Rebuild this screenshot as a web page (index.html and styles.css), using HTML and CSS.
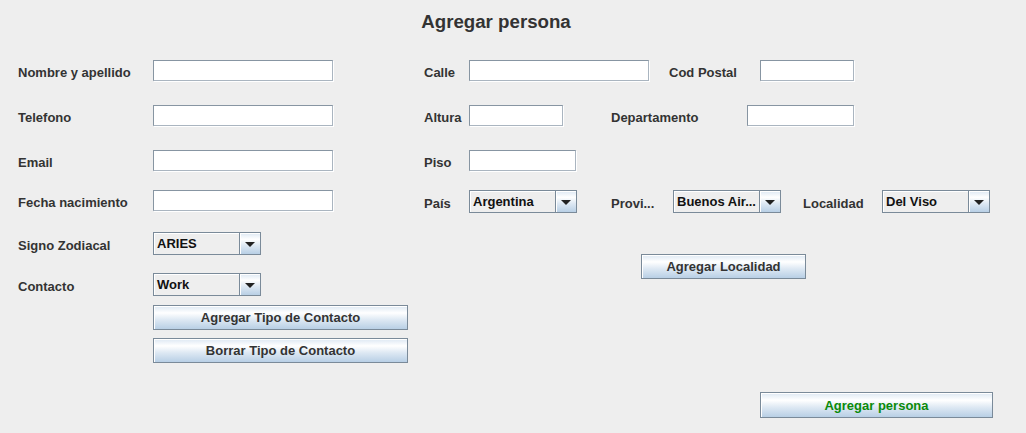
FILE: index.html
```html
<!DOCTYPE html>
<html lang="es">
<head>
<meta charset="utf-8">
<title>Agregar persona</title>
<link rel="stylesheet" href="styles.css">
</head>
<body>
<header class="header"><h1 class="title">Agregar persona</h1></header>
<main class="form">
  <section class="col col-left">
    <div class="row r1"><span class="lbl lw-left">Nombre y apellido</span><input class="tf w181" type="text"></div>
    <div class="row r2"><span class="lbl lw-left">Telefono</span><input class="tf w181" type="text"></div>
    <div class="row r3"><span class="lbl lw-left">Email</span><input class="tf w181" type="text"></div>
    <div class="row r4"><span class="lbl lw-left">Fecha nacimiento</span><input class="tf w181" type="text"></div>
    <div class="row r5"><span class="lbl lw-left">Signo Zodiacal</span><div class="combo"><span class="combo-val">ARIES</span><span class="combo-btn"><span class="tri"></span></span></div></div>
    <div class="row r6"><span class="lbl lw-left">Contacto</span><div class="combo"><span class="combo-val">Work</span><span class="combo-btn"><span class="tri"></span></span></div></div>
    <div class="row r7"><span class="lw-left"></span><button class="btn w255" type="button">Agregar Tipo de Contacto</button></div>
    <div class="row r8"><span class="lw-left"></span><button class="btn w255" type="button">Borrar Tipo de Contacto</button></div>
  </section>
  <section class="col col-right">
    <div class="row r1"><span class="lbl lw-right">Calle</span><input class="tf w181" type="text"><span class="lbl cod">Cod Postal</span><input class="tf w95" type="text"></div>
    <div class="row r2"><span class="lbl lw-right">Altura</span><input class="tf w95" type="text"><span class="lbl depto">Departamento</span><input class="tf w108" type="text"></div>
    <div class="row r3"><span class="lbl lw-right">Piso</span><input class="tf w108" type="text"></div>
    <div class="row r4r"><span class="lbl lw-right">País</span><div class="combo"><span class="combo-val">Argentina</span><span class="combo-btn"><span class="tri"></span></span></div><span class="lbl prov">Provi...</span><div class="combo"><span class="combo-val">Buenos Air...</span><span class="combo-btn"><span class="tri"></span></span></div><span class="lbl loc">Localidad</span><div class="combo"><span class="combo-val">Del Viso</span><span class="combo-btn"><span class="tri"></span></span></div></div>
    <div class="row r5r"><button class="btn btn-loc" type="button">Agregar Localidad</button></div>
  </section>
</main>
<footer class="footer"><button class="btn btn-save" type="button">Agregar persona</button></footer>
</body>
</html>
```

FILE: styles.css
```css
html, body {
  margin: 0;
  padding: 0;
}
body {
  background: #eeeeee;
  font-family: "Liberation Sans", Arial, sans-serif;
  font-weight: bold;
  font-size: 13px;
  color: #333333;
  width: 1026px;
  height: 433px;
  overflow: hidden;
}
.header {
  width: 992px;
  height: 44px;
  display: flex;
  justify-content: center;
  align-items: center;
}
.title {
  margin: 0;
  font-size: 18.7px;
  line-height: 44px;
  font-weight: bold;
  color: #333333;
}
.form {
  display: flex;
  padding-left: 18px;
}
.col {
  display: flex;
  flex-direction: column;
}
.col-left {
  width: 406px;
}
.row {
  display: flex;
  align-items: center;
}
.col-left .r1 { margin-top: 16px; height: 21px; }
.col-left .r2 { margin-top: 24px; height: 21px; }
.col-left .r3 { margin-top: 24px; height: 21px; }
.col-left .r4 { margin-top: 19px; height: 21px; }
.col-left .r5 { margin-top: 21px; height: 23px; }
.col-left .r6 { margin-top: 18px; height: 23px; }
.col-left .r7 { margin-top: 9px; height: 25px; }
.col-left .r8 { margin-top: 8px; height: 25px; }
.col-right .r1 { margin-top: 16px; height: 21px; }
.col-right .r2 { margin-top: 24px; height: 21px; }
.col-right .r3 { margin-top: 24px; height: 21px; }
.col-right .r4r { margin-top: 19px; height: 23px; }
.col-right .r5r { margin-top: 41px; height: 25px; }

.lbl {
  white-space: nowrap;
  line-height: 16px;
  padding-top: 4px;
}
.lw-left { width: 135px; flex: none; }
.lw-right { width: 45px; flex: none; }
.cod { width: 91px; margin-left: 20px; }
.depto { width: 136px; margin-left: 48px; }
.prov { width: 62px; margin-left: 34px; }
.loc { width: 79px; margin-left: 22px; }

.tf {
  -webkit-appearance: none;
  appearance: none;
  box-sizing: border-box;
  height: 21px;
  margin: 0;
  padding: 0 3px;
  background: #ffffff;
  border: 1px solid #8795a2;
  border-bottom-color: #aab5c0;
  border-right-color: #aab5c0;
  box-shadow: 1px 1px 0 #ffffff;
  font: inherit;
  flex: none;
}
.w181 { width: 180px; }
.w95 { width: 94px; }
.w108 { width: 107px; }

.combo {
  box-sizing: border-box;
  width: 108px;
  height: 23px;
  display: flex;
  border: 1px solid #7a8a99;
  background: #eeeeee;
  flex: none;
}
.combo-val {
  flex: 1;
  padding-left: 3px;
  padding-top: 1px;
  line-height: 19px;
  color: #111111;
  white-space: nowrap;
  overflow: hidden;
  box-shadow: inset 1px 1px 0 #ffffff;
}
.combo-btn {
  width: 20px;
  flex: none;
  border-left: 1px solid #7a8a99;
  background: linear-gradient(#dde8f3 0%, #ffffff 30%, #dde8f3 60%, #b8cfe5 100%);
  box-shadow: inset 1px 1px 0 #ffffff;
  display: flex;
  align-items: center;
  justify-content: center;
}
.tri {
  width: 0;
  height: 0;
  border-left: 5px solid transparent;
  border-right: 5px solid transparent;
  border-top: 5px solid #222222;
  margin-top: 1px;
}

.btn {
  -webkit-appearance: none;
  appearance: none;
  box-sizing: border-box;
  height: 25px;
  margin: 0;
  padding: 0;
  border: 1px solid #7a8a99;
  background: linear-gradient(#dde8f3 0%, #ffffff 30%, #dde8f3 60%, #b8cfe5 100%);
  box-shadow: inset 1px 1px 0 #ffffff;
  font: inherit;
  color: #333333;
  text-align: center;
  flex: none;
}
.w255 { width: 255px; }
.btn-loc {
  width: 165px;
  margin-left: 217px;
}
.footer {
  padding-left: 760px;
  margin-top: 29px;
}
.btn-save {
  width: 233px;
  height: 26px;
  color: #0a8a0a;
}
```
○ ○ ○
● **Objective**
Leaving the pictures aside, transcribe the entire listing exactly.

● **Exercise solution**
Rebuild this screenshot as a web page (index.html and styles.css), using HTML and CSS.
FILE: index.html
```html
<!DOCTYPE html>
<html lang="es">
<head>
<meta charset="utf-8">
<title>Agregar persona</title>
<link rel="stylesheet" href="styles.css">
</head>
<body>
<header class="header"><h1 class="title">Agregar persona</h1></header>
<main class="form">
  <section class="col col-left">
    <div class="row r1"><span class="lbl lw-left">Nombre y apellido</span><input class="tf w181" type="text"></div>
    <div class="row r2"><span class="lbl lw-left">Telefono</span><input class="tf w181" type="text"></div>
    <div class="row r3"><span class="lbl lw-left">Email</span><input class="tf w181" type="text"></div>
    <div class="row r4"><span class="lbl lw-left">Fecha nacimiento</span><input class="tf w181" type="text"></div>
    <div class="row r5"><span class="lbl lw-left">Signo Zodiacal</span><div class="combo"><span class="combo-val">ARIES</span><span class="combo-btn"><span class="tri"></span></span></div></div>
    <div class="row r6"><span class="lbl lw-left">Contacto</span><div class="combo"><span class="combo-val">Work</span><span class="combo-btn"><span class="tri"></span></span></div></div>
    <div class="row r7"><span class="lw-left"></span><button class="btn w255" type="button">Agregar Tipo de Contacto</button></div>
    <div class="row r8"><span class="lw-left"></span><button class="btn w255" type="button">Borrar Tipo de Contacto</button></div>
  </section>
  <section class="col col-right">
    <div class="row r1"><span class="lbl lw-right">Calle</span><input class="tf w181" type="text"><span class="lbl cod">Cod Postal</span><input class="tf w95" type="text"></div>
    <div class="row r2"><span class="lbl lw-right">Altura</span><input class="tf w95" type="text"><span class="lbl depto">Departamento</span><input class="tf w108" type="text"></div>
    <div class="row r3"><span class="lbl lw-right">Piso</span><input class="tf w108" type="text"></div>
    <div class="row r4r"><span class="lbl lw-right">País</span><div class="combo"><span class="combo-val">Argentina</span><span class="combo-btn"><span class="tri"></span></span></div><span class="lbl prov">Provi...</span><div class="combo"><span class="combo-val">Buenos Air...</span><span class="combo-btn"><span class="tri"></span></span></div><span class="lbl loc">Localidad</span><div class="combo"><span class="combo-val">Del Viso</span><span class="combo-btn"><span class="tri"></span></span></div></div>
    <div class="row r5r"><button class="btn btn-loc" type="button">Agregar Localidad</button></div>
  </section>
</main>
<footer class="footer"><button class="btn btn-save" type="button">Agregar persona</button></footer>
</body>
</html>
```

FILE: styles.css
```css
html, body {
  margin: 0;
  padding: 0;
}
body {
  background: #eeeeee;
  font-family: "Liberation Sans", Arial, sans-serif;
  font-weight: bold;
  font-size: 13px;
  color: #333333;
  width: 1026px;
  height: 433px;
  overflow: hidden;
}
.header {
  width: 992px;
  height: 44px;
  display: flex;
  justify-content: center;
  align-items: center;
}
.title {
  margin: 0;
  font-size: 18.7px;
  line-height: 44px;
  font-weight: bold;
  color: #333333;
}
.form {
  display: flex;
  padding-left: 18px;
}
.col {
  display: flex;
  flex-direction: column;
}
.col-left {
  width: 406px;
}
.row {
  display: flex;
  align-items: center;
}
.col-left .r1 { margin-top: 16px; height: 21px; }
.col-left .r2 { margin-top: 24px; height: 21px; }
.col-left .r3 { margin-top: 24px; height: 21px; }
.col-left .r4 { margin-top: 19px; height: 21px; }
.col-left .r5 { margin-top: 21px; height: 23px; }
.col-left .r6 { margin-top: 18px; height: 23px; }
.col-left .r7 { margin-top: 9px; height: 25px; }
.col-left .r8 { margin-top: 8px; height: 25px; }
.col-right .r1 { margin-top: 16px; height: 21px; }
.col-right .r2 { margin-top: 24px; height: 21px; }
.col-right .r3 { margin-top: 24px; height: 21px; }
.col-right .r4r { margin-top: 19px; height: 23px; }
.col-right .r5r { margin-top: 41px; height: 25px; }

.lbl {
  white-space: nowrap;
  line-height: 16px;
  padding-top: 4px;
}
.lw-left { width: 135px; flex: none; }
.lw-right { width: 45px; flex: none; }
.cod { width: 91px; margin-left: 20px; }
.depto { width: 136px; margin-left: 48px; }
.prov { width: 62px; margin-left: 34px; }
.loc { width: 79px; margin-left: 22px; }

.tf {
  -webkit-appearance: none;
  appearance: none;
  box-sizing: border-box;
  height: 21px;
  margin: 0;
  padding: 0 3px;
  background: #ffffff;
  border: 1px solid #8795a2;
  border-bottom-color: #aab5c0;
  border-right-color: #aab5c0;
  box-shadow: 1px 1px 0 #ffffff;
  font: inherit;
  flex: none;
}
.w181 { width: 180px; }
.w95 { width: 94px; }
.w108 { width: 107px; }

.combo {
  box-sizing: border-box;
  width: 108px;
  height: 23px;
  display: flex;
  border: 1px solid #7a8a99;
  background: #eeeeee;
  flex: none;
}
.combo-val {
  flex: 1;
  padding-left: 3px;
  padding-top: 1px;
  line-height: 19px;
  color: #111111;
  white-space: nowrap;
  overflow: hidden;
  box-shadow: inset 1px 1px 0 #ffffff;
}
.combo-btn {
  width: 20px;
  flex: none;
  border-left: 1px solid #7a8a99;
  background: linear-gradient(#dde8f3 0%, #ffffff 30%, #dde8f3 60%, #b8cfe5 100%);
  box-shadow: inset 1px 1px 0 #ffffff;
  display: flex;
  align-items: center;
  justify-content: center;
}
.tri {
  width: 0;
  height: 0;
  border-left: 5px solid transparent;
  border-right: 5px solid transparent;
  border-top: 5px solid #222222;
  margin-top: 1px;
}

.btn {
  -webkit-appearance: none;
  appearance: none;
  box-sizing: border-box;
  height: 25px;
  margin: 0;
  padding: 0;
  border: 1px solid #7a8a99;
  background: linear-gradient(#dde8f3 0%, #ffffff 30%, #dde8f3 60%, #b8cfe5 100%);
  box-shadow: inset 1px 1px 0 #ffffff;
  font: inherit;
  color: #333333;
  text-align: center;
  flex: none;
}
.w255 { width: 255px; }
.btn-loc {
  width: 165px;
  margin-left: 217px;
}
.footer {
  padding-left: 760px;
  margin-top: 29px;
}
.btn-save {
  width: 233px;
  height: 26px;
  color: #0a8a0a;
}
```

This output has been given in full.